Today's prompt: Things you should throw away, but can't
Tina hated spring cleaning. Wiping down walls, windows, and sills. Emptying out closets only to repack them. Pulling heavy furniture away from walls, revealing the detritus of a year in the dark. Throwing windows open wide, hoping to let in a fresh start.
This year, she had the added knowledge of what waited in the Keds shoe box tucked into her bottom dresser drawer. It was time to throw it away.
Tina saved the dresser for last. She tried on every article of clothing in her closet, tossing things that fit 10 pounds ago. She scrubbed the inside of the refrigerater, oven, and microwave. Even getting down on her knees to scrub the crevice where the floor meets the wall behind the toilet was done. Eventually, the only spot in her house that had not been cleansed and refreshed was the bottom dresser drawer.
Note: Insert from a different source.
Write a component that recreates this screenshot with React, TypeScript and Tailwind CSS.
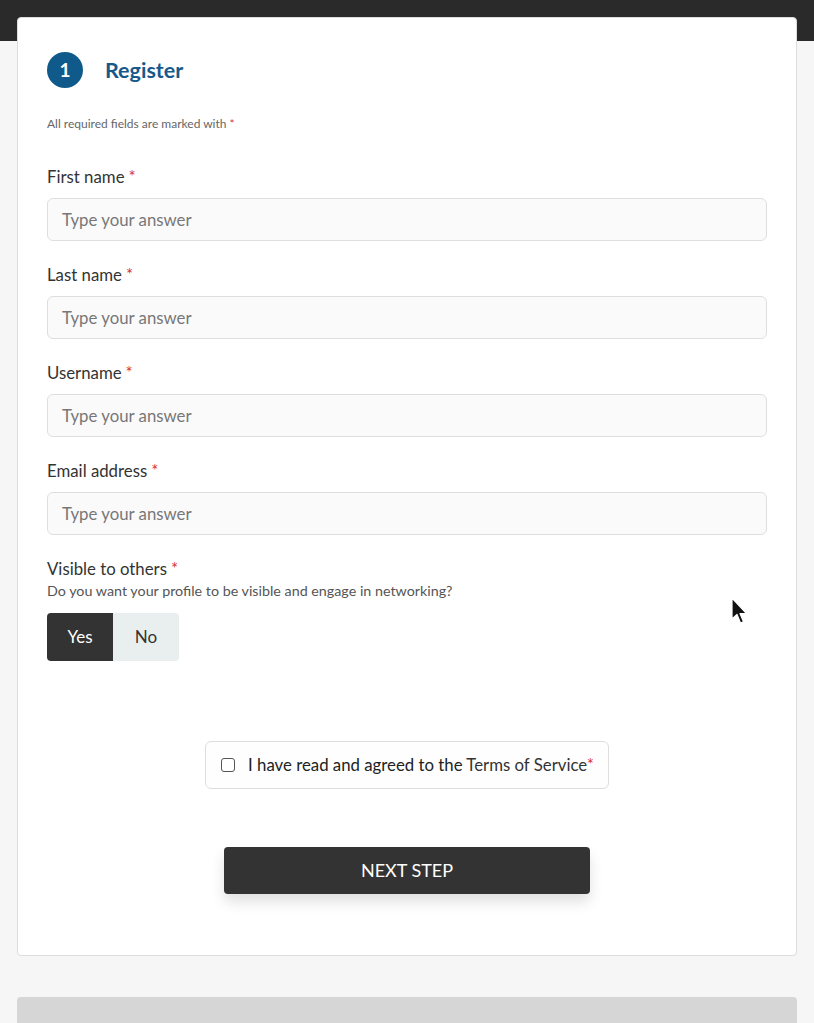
import React, { useState } from 'react';

const fields = ['First name', 'Last name', 'Username', 'Email address'];

const Req = () => <span className="text-[#d9363e] ml-1">*</span>;

export default function App() {
  const [visible, setVisible] = useState(true);
  const [agreed, setAgreed] = useState(false);

  return (
    <div className="relative min-h-[1023px] bg-[#f6f6f6] font-['Lato','Liberation_Sans',sans-serif] text-[#333] overflow-hidden">
      <div className="h-[41px] bg-[#2a2a2a]" />

      <div className="-mt-[24px] mx-[17px] bg-white border border-[#dcdcdc] rounded-[4px] px-[29px] pt-[34px] pb-[61px]">
        {/* Step header */}
        <div className="flex items-center gap-[22px]">
          <div className="w-[36px] h-[36px] rounded-full bg-[#0f5a8b] text-white flex items-center justify-center text-[19px] font-bold">
            1
          </div>
          <h1 className="text-[21.5px] font-bold text-[#17598a]">Register</h1>
        </div>

        <p className="mt-[28px] text-[12px] leading-[16px] text-[#666]">
          All required fields are marked with <span className="text-[#d9363e]">*</span>
        </p>

        <div className="mt-[35px] flex flex-col gap-[24px]">
          {fields.map((f) => (
            <div key={f}>
              <label className="block text-[16.8px] leading-[20px] text-[#333]">
                {f}
                <Req />
              </label>
              <input
                type="text"
                placeholder="Type your answer"
                className="mt-[11px] w-full h-[43px] rounded-[6px] border border-[#dedede] bg-[#fafafa] px-[14px] text-[16.8px] placeholder:text-[#777] outline-none"
              />
            </div>
          ))}
        </div>

        <div className="mt-[24px]">
          <div className="text-[16.8px] leading-[20px]">
            Visible to others
            <Req />
          </div>
          <div className="mt-[2px] text-[14.3px] leading-[20px] text-[#555]">
            Do you want your profile to be visible and engage in networking?
          </div>
          <div className="mt-[12px] flex w-fit rounded-[4px] overflow-hidden">
            <button
              onClick={() => setVisible(true)}
              className={`w-[66px] h-[48px] text-[17px] ${visible ? 'bg-[#333] text-white' : 'bg-[#e9eeee] text-[#333]'}`}
            >
              Yes
            </button>
            <button
              onClick={() => setVisible(false)}
              className={`w-[66px] h-[48px] text-[17px] ${!visible ? 'bg-[#333] text-white' : 'bg-[#e9eeee] text-[#333]'}`}
            >
              No
            </button>
          </div>
        </div>

        <div className="mt-[80px] flex justify-center">
          <label className="flex items-center gap-[13px] h-[48px] pl-[15px] pr-[14px] border border-[#dedede] rounded-[6px] bg-[#fefefe] cursor-pointer">
            <input
              type="checkbox"
              checked={agreed}
              onChange={(e) => setAgreed(e.target.checked)}
              className="w-[14px] h-[14px] appearance-none border border-[#555] rounded-[3px] bg-white checked:bg-[#333]"
            />
            <span className="text-[16.8px] text-[#222]">
              I have read and agreed to the <span className="text-[#333]">Terms of Service</span>
              <span className="text-[#d9363e]">*</span>
            </span>
          </label>
        </div>

        <div className="mt-[58px] flex justify-center">
          <button className="w-[366px] h-[47px] bg-[#333] text-white text-[18px] rounded-[4px] shadow-[0_8px_14px_rgba(0,0,0,0.12)]">
            NEXT STEP
          </button>
        </div>
      </div>

      <div className="mt-[41px] mx-[17px] h-[40px] bg-[#d6d6d6] rounded-t-[4px]" />

      {/* mouse pointer */}
      <svg className="absolute left-[731px] top-[597px]" width="17" height="28" viewBox="0 0 17 28">
        <path d="M1 1 L1 22 L6 17.5 L9.5 26 L12.5 24.7 L9 16.5 L15.5 16.5 Z" fill="#111" stroke="#fff" strokeWidth="1.2" strokeLinejoin="round" />
      </svg>
    </div>
  );
}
Tina pulled on her yellow latex gloves before she stepped into her closet. Her eyes met her gaze in the mirror. She looked deep to find the strength to open the box and took a deep breath. Sinking to her knees in front of the dresser, Tina let out the breath. Her hands were shaking as she reached forward to pull open the drawer.
The only inhabitants of the drawer were the box and what it held. Tina stared for a long moment before she could bring herself to lift the box up and out onto her lap. There she held the box for what seemed like eternity, gently rocking it.
"One last look to say goodbye," Tina said, nestling her yellow-clad fingers under one edge of the lid. Slowly she raised the lid.
"Oh, no," Tina whispered as a single tear slid down her cheek. The box was empty.
The gentle rustling behind her told her she had waited to long to throw it away.